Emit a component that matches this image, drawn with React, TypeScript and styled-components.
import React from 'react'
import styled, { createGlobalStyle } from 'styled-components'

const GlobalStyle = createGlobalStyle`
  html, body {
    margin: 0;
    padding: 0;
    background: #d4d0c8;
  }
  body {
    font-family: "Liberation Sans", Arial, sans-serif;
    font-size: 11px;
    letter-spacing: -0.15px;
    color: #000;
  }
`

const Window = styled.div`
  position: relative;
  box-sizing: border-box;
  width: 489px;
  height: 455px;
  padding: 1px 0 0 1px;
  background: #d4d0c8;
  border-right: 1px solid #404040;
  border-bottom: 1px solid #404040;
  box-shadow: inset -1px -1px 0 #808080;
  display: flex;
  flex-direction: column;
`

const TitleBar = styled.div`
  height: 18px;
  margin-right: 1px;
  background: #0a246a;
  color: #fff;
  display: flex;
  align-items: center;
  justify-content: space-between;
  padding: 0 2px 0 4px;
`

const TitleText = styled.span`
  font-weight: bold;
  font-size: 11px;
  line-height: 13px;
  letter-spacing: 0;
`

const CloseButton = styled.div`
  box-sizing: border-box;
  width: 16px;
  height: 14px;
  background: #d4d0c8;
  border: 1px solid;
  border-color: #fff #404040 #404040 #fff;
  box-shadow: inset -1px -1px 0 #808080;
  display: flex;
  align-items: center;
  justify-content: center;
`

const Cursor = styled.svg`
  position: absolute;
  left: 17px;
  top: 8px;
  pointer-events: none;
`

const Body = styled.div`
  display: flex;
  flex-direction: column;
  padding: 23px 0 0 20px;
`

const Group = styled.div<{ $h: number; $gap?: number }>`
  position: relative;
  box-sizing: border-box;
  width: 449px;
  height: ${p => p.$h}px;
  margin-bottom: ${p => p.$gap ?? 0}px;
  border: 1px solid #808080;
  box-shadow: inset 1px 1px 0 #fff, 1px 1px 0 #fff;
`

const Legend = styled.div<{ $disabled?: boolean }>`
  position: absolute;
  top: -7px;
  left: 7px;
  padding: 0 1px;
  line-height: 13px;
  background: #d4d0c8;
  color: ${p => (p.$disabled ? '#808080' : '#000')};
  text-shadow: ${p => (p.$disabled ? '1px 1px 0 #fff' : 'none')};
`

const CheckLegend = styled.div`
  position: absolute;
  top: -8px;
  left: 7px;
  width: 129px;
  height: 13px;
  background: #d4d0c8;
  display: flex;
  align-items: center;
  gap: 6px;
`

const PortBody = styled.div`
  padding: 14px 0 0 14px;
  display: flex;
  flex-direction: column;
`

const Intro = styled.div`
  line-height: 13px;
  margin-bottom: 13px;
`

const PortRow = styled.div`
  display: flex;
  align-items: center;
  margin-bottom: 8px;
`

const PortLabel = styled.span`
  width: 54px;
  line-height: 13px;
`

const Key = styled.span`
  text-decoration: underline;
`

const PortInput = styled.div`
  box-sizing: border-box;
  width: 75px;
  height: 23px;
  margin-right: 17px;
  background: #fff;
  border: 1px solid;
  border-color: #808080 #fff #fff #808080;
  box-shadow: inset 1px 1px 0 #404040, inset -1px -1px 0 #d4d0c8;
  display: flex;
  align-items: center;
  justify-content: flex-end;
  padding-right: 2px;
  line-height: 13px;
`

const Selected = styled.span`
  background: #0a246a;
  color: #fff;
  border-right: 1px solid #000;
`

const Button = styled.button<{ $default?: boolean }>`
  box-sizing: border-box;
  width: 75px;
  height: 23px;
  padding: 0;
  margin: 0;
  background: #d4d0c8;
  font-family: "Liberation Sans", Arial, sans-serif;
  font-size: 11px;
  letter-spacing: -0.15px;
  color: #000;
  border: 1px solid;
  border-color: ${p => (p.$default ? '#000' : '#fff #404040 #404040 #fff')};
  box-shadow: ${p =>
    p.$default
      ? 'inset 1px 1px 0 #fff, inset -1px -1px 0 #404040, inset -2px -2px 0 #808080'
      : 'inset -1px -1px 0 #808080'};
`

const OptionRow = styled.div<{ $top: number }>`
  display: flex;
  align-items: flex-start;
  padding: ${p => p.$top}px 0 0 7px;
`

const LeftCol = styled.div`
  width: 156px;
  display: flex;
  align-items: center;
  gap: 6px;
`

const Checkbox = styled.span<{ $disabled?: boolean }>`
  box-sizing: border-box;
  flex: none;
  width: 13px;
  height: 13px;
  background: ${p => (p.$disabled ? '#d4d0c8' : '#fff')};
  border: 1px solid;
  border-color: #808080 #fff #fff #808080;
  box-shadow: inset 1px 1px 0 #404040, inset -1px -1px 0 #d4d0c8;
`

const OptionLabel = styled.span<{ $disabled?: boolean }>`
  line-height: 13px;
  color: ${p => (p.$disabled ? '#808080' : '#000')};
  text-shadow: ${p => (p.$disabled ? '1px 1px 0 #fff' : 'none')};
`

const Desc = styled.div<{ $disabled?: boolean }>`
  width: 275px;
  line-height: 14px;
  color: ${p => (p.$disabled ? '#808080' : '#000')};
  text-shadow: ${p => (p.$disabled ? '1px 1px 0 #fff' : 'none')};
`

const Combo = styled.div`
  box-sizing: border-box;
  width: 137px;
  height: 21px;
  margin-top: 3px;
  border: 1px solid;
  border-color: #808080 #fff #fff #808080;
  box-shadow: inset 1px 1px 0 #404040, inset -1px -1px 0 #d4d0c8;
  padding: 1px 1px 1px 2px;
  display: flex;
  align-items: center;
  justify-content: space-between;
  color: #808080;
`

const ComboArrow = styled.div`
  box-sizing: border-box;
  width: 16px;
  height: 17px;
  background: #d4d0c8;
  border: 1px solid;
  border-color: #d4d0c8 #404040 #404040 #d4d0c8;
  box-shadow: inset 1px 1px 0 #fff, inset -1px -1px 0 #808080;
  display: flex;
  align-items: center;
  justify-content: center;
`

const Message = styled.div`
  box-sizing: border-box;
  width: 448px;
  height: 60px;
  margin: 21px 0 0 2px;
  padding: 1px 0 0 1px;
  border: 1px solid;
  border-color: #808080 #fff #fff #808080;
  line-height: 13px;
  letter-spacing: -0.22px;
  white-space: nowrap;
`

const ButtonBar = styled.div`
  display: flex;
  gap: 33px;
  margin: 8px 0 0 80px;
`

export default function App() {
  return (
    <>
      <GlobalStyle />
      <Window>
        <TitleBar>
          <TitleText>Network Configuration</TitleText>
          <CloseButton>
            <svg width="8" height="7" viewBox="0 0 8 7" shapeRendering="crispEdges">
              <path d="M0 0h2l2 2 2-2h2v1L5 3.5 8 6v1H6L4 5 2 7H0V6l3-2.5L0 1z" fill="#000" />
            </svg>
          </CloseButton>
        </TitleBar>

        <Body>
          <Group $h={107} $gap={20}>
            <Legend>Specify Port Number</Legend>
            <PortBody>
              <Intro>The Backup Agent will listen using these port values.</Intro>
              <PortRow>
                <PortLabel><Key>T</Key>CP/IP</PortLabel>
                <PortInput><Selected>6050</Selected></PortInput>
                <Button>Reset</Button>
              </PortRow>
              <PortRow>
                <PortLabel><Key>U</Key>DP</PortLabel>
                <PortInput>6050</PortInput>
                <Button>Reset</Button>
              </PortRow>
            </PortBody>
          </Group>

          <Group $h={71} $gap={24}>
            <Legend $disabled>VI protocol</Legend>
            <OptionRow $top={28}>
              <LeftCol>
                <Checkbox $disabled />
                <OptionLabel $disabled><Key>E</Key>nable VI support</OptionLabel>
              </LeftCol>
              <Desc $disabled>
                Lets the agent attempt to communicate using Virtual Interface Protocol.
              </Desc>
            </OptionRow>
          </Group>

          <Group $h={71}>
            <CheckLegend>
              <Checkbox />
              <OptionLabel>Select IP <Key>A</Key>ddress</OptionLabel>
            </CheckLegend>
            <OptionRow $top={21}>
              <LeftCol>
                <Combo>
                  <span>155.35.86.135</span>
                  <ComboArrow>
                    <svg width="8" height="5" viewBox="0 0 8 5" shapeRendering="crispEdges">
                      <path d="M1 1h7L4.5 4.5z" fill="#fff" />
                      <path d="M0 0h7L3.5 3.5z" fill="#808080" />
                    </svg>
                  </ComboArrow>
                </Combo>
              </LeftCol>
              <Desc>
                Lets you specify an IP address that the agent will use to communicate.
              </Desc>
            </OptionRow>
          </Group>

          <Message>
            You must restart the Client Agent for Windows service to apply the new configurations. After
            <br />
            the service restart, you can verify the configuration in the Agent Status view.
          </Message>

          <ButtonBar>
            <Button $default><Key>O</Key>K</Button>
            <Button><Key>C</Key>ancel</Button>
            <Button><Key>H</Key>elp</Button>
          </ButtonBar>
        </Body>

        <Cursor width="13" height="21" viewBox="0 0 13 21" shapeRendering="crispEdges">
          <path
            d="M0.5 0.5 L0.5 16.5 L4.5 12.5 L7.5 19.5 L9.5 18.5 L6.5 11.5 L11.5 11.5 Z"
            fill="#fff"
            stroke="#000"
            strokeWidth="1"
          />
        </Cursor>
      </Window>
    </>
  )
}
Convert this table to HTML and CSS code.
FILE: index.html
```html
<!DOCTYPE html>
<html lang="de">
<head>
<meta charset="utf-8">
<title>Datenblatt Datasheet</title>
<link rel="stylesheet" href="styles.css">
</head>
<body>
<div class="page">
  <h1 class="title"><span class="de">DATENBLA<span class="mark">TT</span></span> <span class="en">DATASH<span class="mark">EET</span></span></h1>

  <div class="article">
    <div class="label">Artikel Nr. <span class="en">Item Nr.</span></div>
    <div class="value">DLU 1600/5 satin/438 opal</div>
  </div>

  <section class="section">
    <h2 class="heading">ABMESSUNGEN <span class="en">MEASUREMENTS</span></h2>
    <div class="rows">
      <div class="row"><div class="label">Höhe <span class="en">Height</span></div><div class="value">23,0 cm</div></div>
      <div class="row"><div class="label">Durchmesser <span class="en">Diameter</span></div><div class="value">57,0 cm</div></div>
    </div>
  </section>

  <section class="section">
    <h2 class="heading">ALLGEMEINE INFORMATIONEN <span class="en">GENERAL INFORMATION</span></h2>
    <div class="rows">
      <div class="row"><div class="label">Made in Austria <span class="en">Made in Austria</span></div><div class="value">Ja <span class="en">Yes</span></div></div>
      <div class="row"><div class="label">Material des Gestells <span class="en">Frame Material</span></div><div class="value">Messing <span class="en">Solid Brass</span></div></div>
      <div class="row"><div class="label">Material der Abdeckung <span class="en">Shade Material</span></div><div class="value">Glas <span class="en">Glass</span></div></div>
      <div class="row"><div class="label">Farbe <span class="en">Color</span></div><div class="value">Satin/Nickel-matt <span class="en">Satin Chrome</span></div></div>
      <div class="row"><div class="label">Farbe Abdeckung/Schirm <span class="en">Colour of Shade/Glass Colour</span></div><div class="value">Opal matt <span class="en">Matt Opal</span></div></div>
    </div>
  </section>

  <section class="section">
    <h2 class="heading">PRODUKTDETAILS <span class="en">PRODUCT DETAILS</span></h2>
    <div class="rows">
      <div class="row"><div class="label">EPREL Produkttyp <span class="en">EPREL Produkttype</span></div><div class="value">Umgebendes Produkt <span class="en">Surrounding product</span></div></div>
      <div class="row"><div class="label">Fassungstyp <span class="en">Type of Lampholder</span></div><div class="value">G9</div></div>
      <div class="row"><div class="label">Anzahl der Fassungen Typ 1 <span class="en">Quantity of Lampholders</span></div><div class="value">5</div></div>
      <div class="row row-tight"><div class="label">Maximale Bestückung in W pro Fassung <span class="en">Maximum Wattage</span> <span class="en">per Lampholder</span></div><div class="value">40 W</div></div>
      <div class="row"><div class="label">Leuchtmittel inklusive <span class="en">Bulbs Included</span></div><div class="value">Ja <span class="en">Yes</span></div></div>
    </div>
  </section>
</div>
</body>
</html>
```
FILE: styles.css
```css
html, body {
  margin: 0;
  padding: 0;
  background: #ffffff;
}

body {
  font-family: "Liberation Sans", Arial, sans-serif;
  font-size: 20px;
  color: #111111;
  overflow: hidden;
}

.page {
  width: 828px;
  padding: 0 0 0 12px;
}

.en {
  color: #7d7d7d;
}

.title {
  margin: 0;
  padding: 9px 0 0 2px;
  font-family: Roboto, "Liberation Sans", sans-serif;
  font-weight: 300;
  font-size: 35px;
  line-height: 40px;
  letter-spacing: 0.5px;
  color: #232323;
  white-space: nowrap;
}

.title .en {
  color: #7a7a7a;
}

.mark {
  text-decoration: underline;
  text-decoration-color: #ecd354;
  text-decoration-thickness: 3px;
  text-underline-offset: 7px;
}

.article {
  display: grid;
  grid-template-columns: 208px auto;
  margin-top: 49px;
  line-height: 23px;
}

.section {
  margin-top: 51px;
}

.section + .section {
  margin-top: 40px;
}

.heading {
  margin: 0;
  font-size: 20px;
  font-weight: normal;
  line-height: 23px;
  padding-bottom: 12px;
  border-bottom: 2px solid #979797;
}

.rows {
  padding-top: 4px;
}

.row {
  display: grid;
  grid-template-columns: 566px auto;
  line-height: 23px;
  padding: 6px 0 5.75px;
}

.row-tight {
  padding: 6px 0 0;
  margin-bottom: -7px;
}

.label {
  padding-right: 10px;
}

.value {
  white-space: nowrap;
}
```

_AIM:_
Copy each line of the listing in which the word "React" can be found.

_EXPECTED ANSWER:_
Emit a component that matches this image, drawn with React, TypeScript and styled-components.
import React from 'react'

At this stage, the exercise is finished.